I think the last verse of your quotation should have Cain's name instead of Abel.

And is there a place where I might purchase the edition of the Bible that includes this excerpt?

Montag said...

i lol'd

IOZ said...

Yeah, fuck, duh, anony. I am dumb. Fixed!

nikkos said...

That Yahweh, what a scrote.

Anonymous said...

translating bible parables into modern colloquial language as a staple of wednesdays...a la foodie friday?

think it over.

Christopher M. said...

Obama was not quoting the Bible, but rather that scene in Pulp Fiction where Samuel L. Jackson quotes something that sorta sounds like the Bible.

Anonymous said...

PS - where is the outrage that Obama is invoking god? i remember when the nitwit from the north invoked god in her speeches and the reaction was "OMG, the end of times...what a dumb bitch. i am on the next bus to Canada if she is a heart beat away from the presidency"

now, not so much when the browbeating into submission by invoking the spooky unseen father is working in their direction.

Solar Hero said...

Well, it ain't "retarded" ... it fools the rubes.

Inkberrow said...

Given that Goldberg's talking, however inaptly, about My Brother's Keeper as an affirmative ethic, shouldn't you be referencing the ancient sky deity's "prescriptions" instead of "proscriptions"? If there's got to be some God in health care reform, I think Jesus would be a better choice for all concerned, say the sequence including "when I was sick or in prison and you did nothing to help me", and ending in, "whatever you did not do for the least among you, you did not do for me."

Anonymous said...

Pandering, I think Obama's tactics could be described as pandering. He thinks if he quotes the bible enough times I won't raise an army from the rural uneducated lower class and lawrence of Arabia his ass. He is sorely mistaken.

IOZ said...

Inkberrow, were you listening to the Dude's story? Then you have no frame of reference.

Aaron said...

Translation problem. The Hebrew word here basically means "prison-guard" or "watchman." I think Obama's speech was more about keeping an eye on the Muzzies.

Anonymous said...

The Hebrew word here basically means "prison-guard" or "watchman."

Yeah, I'd always read that line from Cain as being a bitter joke. After Yahweh has scorned the gifts of Cain, the farmer, in favour of the offerings of meat made by his shepherd brother, and then has the nerve to ask Cain to where Abel is, Cain more or less says "Sorry, I'm not a shepherd like my superstar brother -- I don't spend my time keeping track of dumb animals." Oh, snap!

Rumpleforeskin said...

Anon 12:12 -- in case you haven't noticed, liberals think the apocalyptic doomsayer was the ur-hippie, the MLK Jr. of his day, who wanted to create a lasting society based on equality and being like totally righteous to each other.

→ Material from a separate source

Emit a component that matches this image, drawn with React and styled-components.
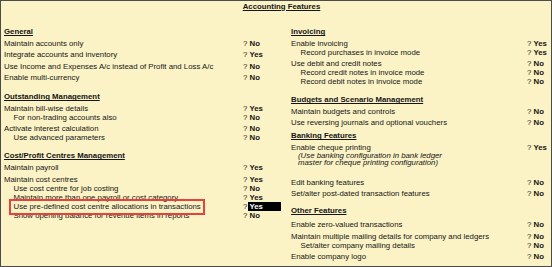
import React from 'react'
import styled, { createGlobalStyle } from 'styled-components'

const GlobalStyle = createGlobalStyle`
  html, body {
    margin: 0;
    padding: 0;
    background: #fbf3c5;
  }
  body {
    font-family: "Liberation Sans", Arial, sans-serif;
    font-size: 7.8px;
    color: #151515;
  }
`

const left = [
	{ kind: 'head', text: 'General' },
	{ text: 'Maintain accounts only', value: 'No' },
	{ text: 'Integrate accounts and inventory', value: 'Yes' },
	{ text: 'Use Income and Expenses A/c instead of Profit and Loss A/c', value: 'No' },
	{ text: 'Enable multi-currency', value: 'No' },
	{ kind: 'head', text: 'Outstanding Management', mt: 10 },
	{ text: 'Maintain bill-wise details', value: 'Yes' },
	{ kind: 'sub', text: 'For non-trading accounts also', value: 'No' },
	{ text: 'Activate interest calculation', value: 'No' },
	{ kind: 'sub', text: 'Use advanced parameters', value: 'No' },
	{ kind: 'head', text: 'Cost/Profit Centres Management', mt: 9 },
	{ text: 'Maintain payroll', value: 'Yes' },
	{ text: 'Maintain cost centres', value: 'Yes', mt: 3.5 },
	{ kind: 'sub', text: 'Use cost centre for job costing', value: 'No' },
	{ kind: 'sub', text: 'Maintain more than one payroll or cost category', value: 'Yes' },
	{ kind: 'sub', text: 'Use pre-defined cost centre allocations in transactions', value: 'Yes', marked: true, active: true },
	{ kind: 'sub', text: 'Show opening balance for revenue items in reports', value: 'No' },
]

const right = [
	{ kind: 'head', text: 'Invoicing' },
	{ text: 'Enable invoicing', value: 'Yes' },
	{ kind: 'sub', text: 'Record purchases in invoice mode', value: 'Yes' },
	{ text: 'Use debit and credit notes', value: 'No' },
	{ kind: 'sub', text: 'Record credit notes in invoice mode', value: 'No' },
	{ kind: 'sub', text: 'Record debit notes in invoice mode', value: 'No' },
	{ kind: 'head', text: 'Budgets and Scenario Management', mt: 9 },
	{ text: 'Maintain budgets and controls', value: 'No' },
	{ text: 'Use reversing journals and optional vouchers', value: 'No' },
	{ kind: 'head', text: 'Banking Features', mt: 4 },
	{ text: 'Enable cheque printing', value: 'Yes' },
	{ kind: 'note', lines: ['(Use banking configuration in bank ledger', 'master for cheque printing configuration)'] },
	{ text: 'Edit banking features', value: 'No', mt: 11 },
	{ text: 'Set/alter post-dated transaction features', value: 'No' },
	{ kind: 'head', text: 'Other Features', mt: 8 },
	{ text: 'Enable zero-valued transactions', value: 'No', mt: 5 },
	{ text: 'Maintain multiple mailing details for company and ledgers', value: 'No' },
	{ kind: 'sub', text: 'Set/alter company mailing details', value: 'No' },
	{ text: 'Enable company logo', value: 'No' },
]

const Item = ({ item, answerWidth }) => {
	if (item.kind === 'head') {
		return <Heading $mt={item.mt}>{item.text}</Heading>
	}
	if (item.kind === 'note') {
		return (
			<Note>
				{item.lines.map(line => <div key={line}>{line}</div>)}
			</Note>
		)
	}
	const sub = item.kind === 'sub'
	return (
		<Row $sub={sub} $mt={item.mt} $answer={answerWidth}>
			<Label $sub={sub}>
				{item.marked ? <Marked>{item.text}</Marked> : item.text}
			</Label>
			<Answer>
				<Q>?</Q>
				<Value $active={item.active}>{item.value}</Value>
			</Answer>
		</Row>
	)
}

const App = () => (
	<>
		<GlobalStyle />
		<Frame>
			<Title><span>Accounting Features</span></Title>
			<Columns>
				<LeftCol>
					{left.map(item => <Item key={item.text} item={item} answerWidth={38} />)}
				</LeftCol>
				<RightCol>
					{right.map(item => <Item key={item.text || 'note'} item={item} answerWidth={24} />)}
				</RightCol>
			</Columns>
		</Frame>
	</>
)

const Frame = styled.div`
    width: 552px;
    height: 267px;
    box-sizing: border-box;
    border: 1px solid #4b4b4b;
    background: #fbf3c5;
    overflow: hidden;
`

const Title = styled.div`
    display: flex;
    justify-content: center;
    padding: 0.5px 0 0 11px;
    line-height: 9px;
    font-weight: bold;
    text-decoration: underline;
`

const Columns = styled.div`
    display: grid;
    grid-template-columns: 280px 1fr;
    margin-top: 16.7px;
`

const LeftCol = styled.div`
    padding: 0 0 0 3px;
`

const RightCol = styled.div`
    padding: 0 0 0 10px;
`

const Heading = styled.div`
    line-height: 9px;
    font-weight: bold;
    text-decoration: underline;
    margin-top: ${p => p.$mt || 0}px;
`

const Row = styled.div`
    display: grid;
    grid-template-columns: 1fr ${p => p.$answer}px;
    line-height: 9px;
    white-space: nowrap;
    margin-top: ${p => (p.$mt !== undefined ? p.$mt : p.$sub ? 0 : 2.5)}px;
`

const Label = styled.div`
    padding-left: ${p => (p.$sub ? 9.5 : 0)}px;
`

const Marked = styled.span`
    position: relative;

    &::after {
        content: '';
        position: absolute;
        top: -3.5px;
        bottom: -3.5px;
        left: -4.5px;
        right: -4px;
        border: 2px solid #e8403a;
    }
`

const Answer = styled.div`
    display: flex;
`

const Q = styled.span`
    width: 5px;
    flex: none;
`

const Value = styled.span`
    flex: 1;
    padding-left: 1.5px;
    font-weight: bold;
    background: ${p => (p.$active ? '#000' : 'transparent')};
    color: ${p => (p.$active ? '#fff' : 'inherit')};
`

const Note = styled.div`
    padding-left: 7px;
    font-style: italic;
    line-height: 7.5px;
`

export default App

Hence, when they talk Jeebus, they trust that they all mean basically the same thing.

Conservatives accurately perceive the message to be primarily about a judgmental obsession with revenging oneself on all those different than you, so people are right to be wary of the Palins of the world, whether liberals are stupidly projecting modern humanist values back onto an Iron Age society or not.

There's no shortage of atheists willing to complain about either, thankfully.

Aaron said...

Oh, but there's ironies within ironies in this little tale. "Cain and Abel" is episode #5 in the literary origin myth of a religious bureaucracy sponsored by the meat industry and allied interests like wool and leather. It's legitimated by a sacrificial value system where the lives of first-born humans (over which Yahweh claims droit de seigneur) are exchanged for the lives of first-born herd animals-- whose choice body parts conveniently go to God's human factotums.

So here it all begins. Cain the first-born gives some fruit "of the Earth," the base inanimate material from which mankind/Adam was created, while Abel the second-born gives blood of his first born sheep (we later learn blood is equivalent to the life-force). How does Cain respond to the slapdown? He sacrifices Abel the second born!

At this point, the wheels are in motion forever. Cain the first-born is marked by Yahweh: ostensibly to make sure nobody human being "sacrifices" him. But in fact a precedent has been established: first-borns are sacrificed to Yahweh, i.e. fate, and second-borns live on. Cain's corrupt line dies out with the monstrous Lamech, and younger son #2 Seth is the ancestor (through Lamech #2) of the post-Diluvian human race. Second-born Isaac replaces Ishmael. Second-born Jacob replaces Esau. Last-born Joseph replaces first-born Reuben. Second-born Ephraim replaces Menasseh. Latecomers Israel replace Canaan.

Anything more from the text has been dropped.